The campaign should then be measured by cost per qualified conversation, not cost per conversation start.

This changes the way performance is judged. An ad set with a $7 cost per message may be weaker than one with a $15 cost per message if the second ad set produces more buyers. The higher front-end cost can still produce a lower CPA.

How To Build A Messenger Ads KPI Framework That Connects To Revenue

Messenger campaigns need a KPI framework that follows the user beyond the first reply.

The first metric can still be cost per message, but it should not be the final decision metric. It is only the top of the message funnel. The more important question is what happens after the conversation starts.

A practical KPI framework should include:

  • Cost per conversation started. Use this to monitor entry cost, but not to judge profitability alone.
  • Qualified conversation rate. Track the percentage of chats that meet your sales or lead criteria.
  • Cost per qualified conversation. Use this to compare ads, audiences, and offers more accurately.
  • Conversation-to-sale rate. Connect message threads to purchases, booked calls, deposits, or closed deals.
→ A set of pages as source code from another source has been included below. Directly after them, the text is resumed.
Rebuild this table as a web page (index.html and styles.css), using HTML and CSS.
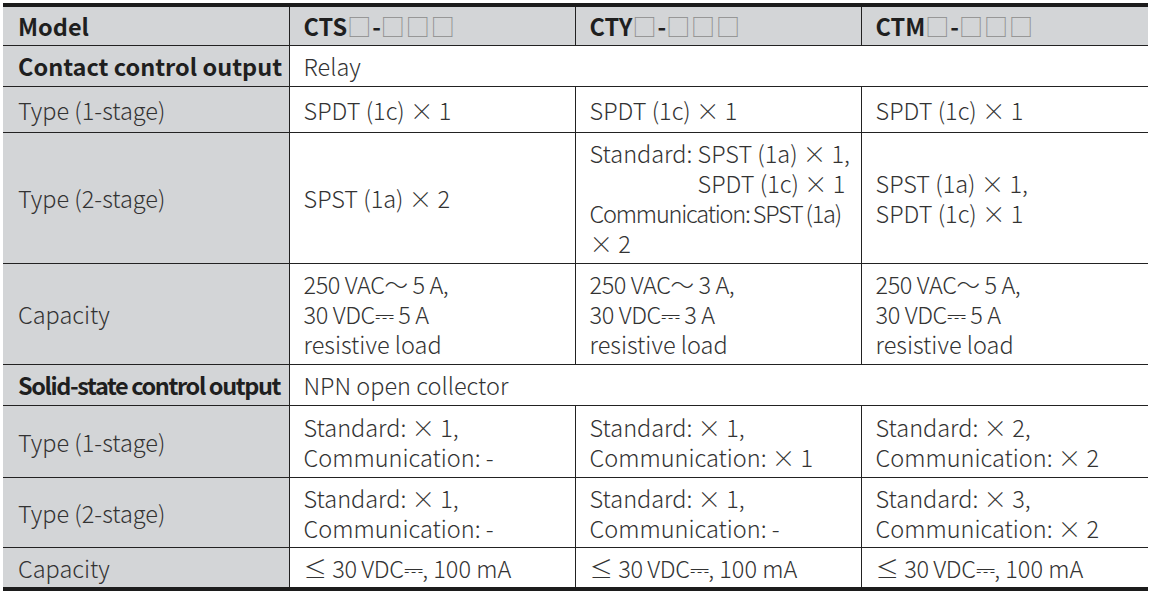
FILE: index.html
```html
<!DOCTYPE html>
<html lang="en">
<head>
<meta charset="utf-8">
<title>Control output</title>
<link rel="stylesheet" href="styles.css">
</head>
<body>
<table class="spec">
  <colgroup>
    <col class="c1"><col class="c2"><col class="c3"><col class="c4">
  </colgroup>
  <tr class="head h38">
    <th class="lab b">Model</th>
    <th class="b">CTS<span class="box">□</span>-<span class="box">□□□</span></th>
    <th class="b">CTY<span class="box">□</span>-<span class="box">□□□</span></th>
    <th class="b">CTM<span class="box">□</span>-<span class="box">□□□</span></th>
  </tr>
  <tr class="h40">
    <td class="lab b">Contact control output</td>
    <td colspan="3">Relay</td>
  </tr>
  <tr class="h45">
    <td class="lab">Type (1-stage)</td>
    <td>SPDT (1c) × 1</td>
    <td>SPDT (1c) × 1</td>
    <td>SPDT (1c) × 1</td>
  </tr>
  <tr class="h130">
    <td class="lab">Type (2-stage)</td>
    <td>SPST (1a) × 2</td>
    <td><span>Standard: </span><span class="hang">SPST (1a) × 1,<br>SPDT (1c) × 1</span><br><span class="tighter">Communication: SPST (1a)</span><br>× 2</td>
    <td>SPST (1a) × 1,<br>SPDT (1c) × 1</td>
  </tr>
  <tr class="h100">
    <td class="lab">Capacity</td>
    <td><span class="tight">250 VAC～ 5 A,<br>30 VDC⎓ 5 A</span><br>resistive load</td>
    <td><span class="tight">250 VAC～ 3 A,<br>30 VDC⎓ 3 A</span><br>resistive load</td>
    <td><span class="tight">250 VAC～ 5 A,<br>30 VDC⎓ 5 A</span><br>resistive load</td>
  </tr>
  <tr class="h40">
    <td class="lab b squeeze">Solid-state control output</td>
    <td colspan="3">NPN open collector</td>
  </tr>
  <tr class="h71">
    <td class="lab">Type (1-stage)</td>
    <td>Standard: × 1,<br>Communication: -</td>
    <td>Standard: × 1,<br>Communication: × 1</td>
    <td>Standard: × 2,<br>Communication: × 2</td>
  </tr>
  <tr class="h69">
    <td class="lab">Type (2-stage)</td>
    <td>Standard: × 1,<br>Communication: -</td>
    <td>Standard: × 1,<br>Communication: -</td>
    <td>Standard: × 3,<br>Communication: × 2</td>
  </tr>
  <tr class="h39 last">
    <td class="lab">Capacity</td>
    <td>≤ <span class="tight">30 VDC⎓</span>, 100 mA</td>
    <td>≤ <span class="tight">30 VDC⎓</span>, 100 mA</td>
    <td>≤ <span class="tight">30 VDC⎓</span>, 100 mA</td>
  </tr>
</table>
</body>
</html>
```

FILE: styles.css
```css
html, body {
  margin: 0;
  padding: 0;
  background: #ffffff;
}

body {
  padding: 3px 0 0 3px;
  font-family: "Noto Sans CJK KR", "Noto Sans", "DejaVu Sans", sans-serif;
  color: #333333;
}

.spec {
  width: 1145px;
  table-layout: fixed;
  border-collapse: collapse;
  border-top: 4px solid #1c1c1c;
  border-bottom: 4px solid #1c1c1c;
  font-size: 23.5px;
  line-height: 30px;
  font-weight: 300;
}

.c1, .c2, .c3 { width: 286px; }
.c4 { width: 287px; }

.spec th,
.spec td {
  padding: 0 10px 0 14px;
  border-top: 1px solid #222222;
  border-left: 1px solid #222222;
  vertical-align: middle;
  text-align: left;
  font-weight: 300;
  white-space: nowrap;
}

.spec th:first-child,
.spec td:first-child {
  border-left: none;
  padding-left: 15px;
}

.spec tr.head th { border-top: none; }

.head th { background: #d3d5d7; }
.lab { background: #d3d5d7; }

.spec .b { font-weight: 700; color: #1f1f1f; }

.squeeze { letter-spacing: -1.4px; }

.box {
  font-weight: 300;
  color: #8c8c8c;
  font-size: 24px;
  letter-spacing: 1px;
}

.hang {
  display: inline-block;
  vertical-align: top;
}

.tight { letter-spacing: -0.4px; }
.tighter { letter-spacing: -1.2px; word-spacing: -1px; }

.h38 > * { height: 38px; }
.h40 > * { height: 40px; }
.h45 > * { height: 45px; }
.h130 > * { height: 130px; }
.h100 > * { height: 100px; }
.h71 > * { height: 71px; }
.h69 > * { height: 69px; }
.h39 > * { height: 39px; }
```
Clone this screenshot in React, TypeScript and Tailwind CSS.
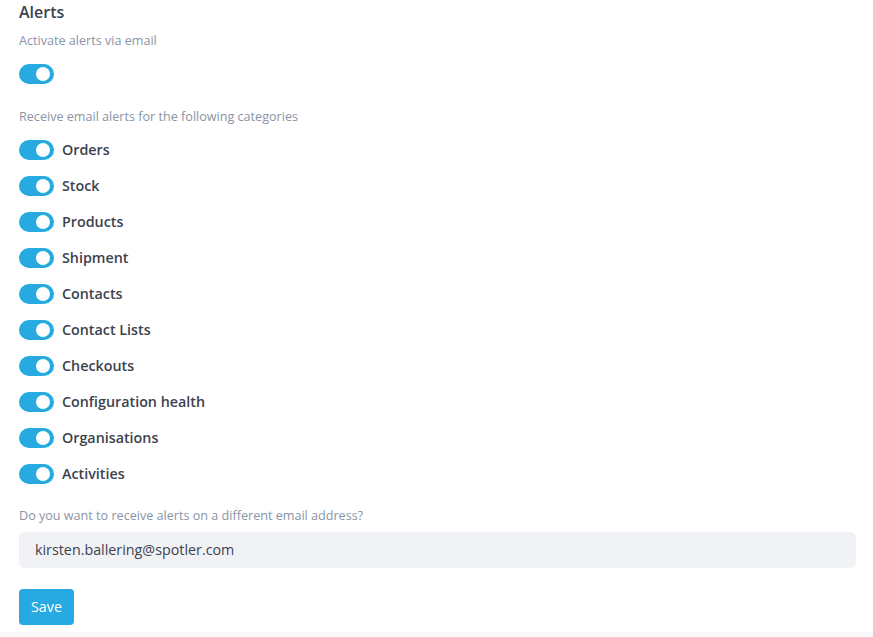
const categories = [
  "Orders",
  "Stock",
  "Products",
  "Shipment",
  "Contacts",
  "Contact Lists",
  "Checkouts",
  "Configuration health",
  "Organisations",
  "Activities",
];

function Toggle() {
  return (
    <span className="relative inline-flex h-[20px] w-[35px] shrink-0 items-center rounded-full bg-[#27a9e1]">
      <span className="absolute right-[4px] h-[14px] w-[14px] rounded-full bg-white" />
    </span>
  );
}

export default function App() {
  return (
    <div className="min-h-[637px] bg-[#f7f8fa] font-['Open_Sans',sans-serif]">
      <div className="h-[632px] bg-white px-[19px] pt-[1px]">
        <h2 className="text-[16px] font-semibold leading-[22px] text-[#3c4250]">Alerts</h2>
        <p className="mt-[9px] text-[12.6px] leading-[18px] text-[#8a94a6]">Activate alerts via email</p>
        <div className="mt-[14px] flex">
          <Toggle />
        </div>
        <p className="mt-[24px] text-[12.6px] leading-[18px] text-[#8a94a6]">
          Receive email alerts for the following categories
        </p>
        <div className="mt-[6px] flex flex-col">
          {categories.map((c) => (
            <div key={c} className="flex h-[36px] items-center gap-[8px]">
              <Toggle />
              <span className="text-[14.3px] font-semibold text-[#3c4250]">{c}</span>
            </div>
          ))}
        </div>
        <p className="mt-[15px] text-[12.6px] leading-[18px] text-[#8a94a6]">
          Do you want to receive alerts on a different email address?
        </p>
        <div className="mt-[7px] flex h-[36px] w-[837px] items-center rounded-[6px] bg-[#f1f2f6] px-[16px] text-[14.3px] text-[#3c4250]">
          kirsten.ballering@spotler.com
        </div>
        <button
          type="button"
          className="mt-[21px] h-[36px] w-[55px] rounded-[4px] bg-[#27a9e1] text-[14.3px] text-white"
        >
          Save
        </button>
      </div>
    </div>
  );
}
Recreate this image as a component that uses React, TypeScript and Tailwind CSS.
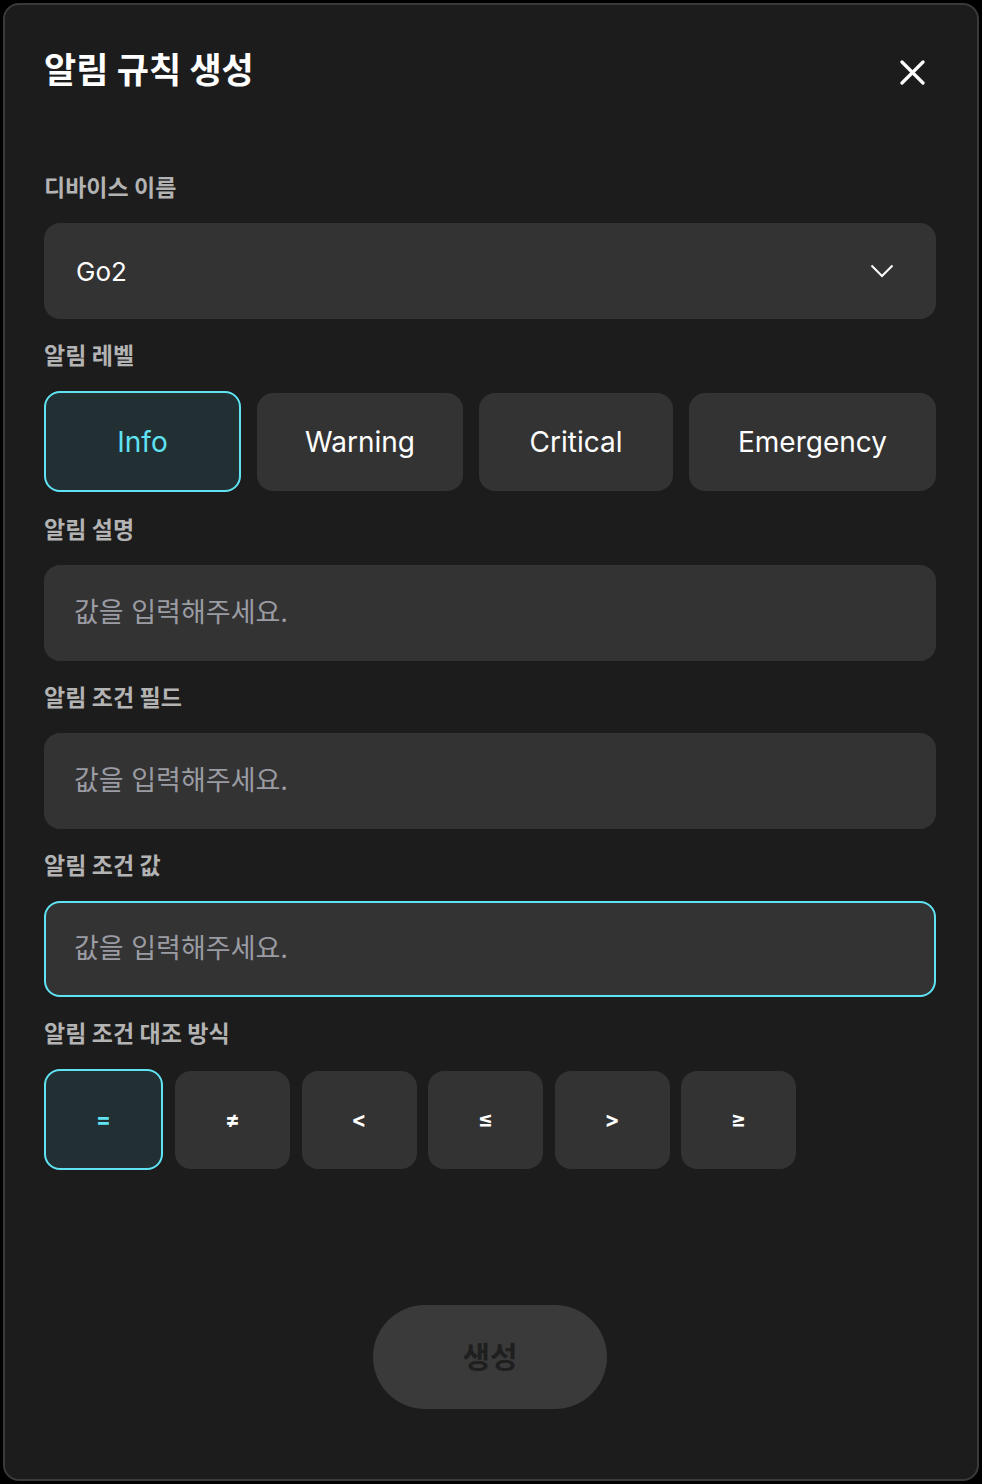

This gives the campaign a cleaner decision path. If cost per message is low but qualified conversation rate is poor, the ad may be attracting the wrong users. If qualified conversation rate is strong but sales are low, the issue may be response speed, sales process, or offer clarity.

That is how advertisers begin to measure what actually moves revenue, rather than reacting to the easiest metric in the report.

What Changes When Messenger Ads Are Optimized Around Qualified Leads

Once the KPI changes, campaign decisions become more accurate.

Creative testing becomes clearer because the winning ad is not the one that gets the most replies. It is the one that attracts users who answer qualifying questions, match the offer, and continue toward purchase.

Budget decisions also become safer. Instead of scaling the cheapest conversation source, advertisers can scale the ad set with the strongest qualified lead cost. This reduces the risk of increasing spend on low-intent chats.

The sales team also gets better input. They can report which message sources produce real opportunities, which ads create repetitive low-value questions, and which conversations close faster. That feedback helps media buyers adjust campaign strategy without guessing.

Messenger ads work best when the reporting system separates curiosity from intent.

Final Takeaway

Messenger ads underperform when advertisers measure reply volume as if it were revenue.

The fix is not to abandon Messenger campaigns. The fix is to stop treating every conversation as equal. Track qualified conversations, connect them to sales outcomes, and judge performance by CPA, CAC, and revenue impact.

A campaign with fewer replies can be the stronger campaign if those replies come from people who are ready to buy.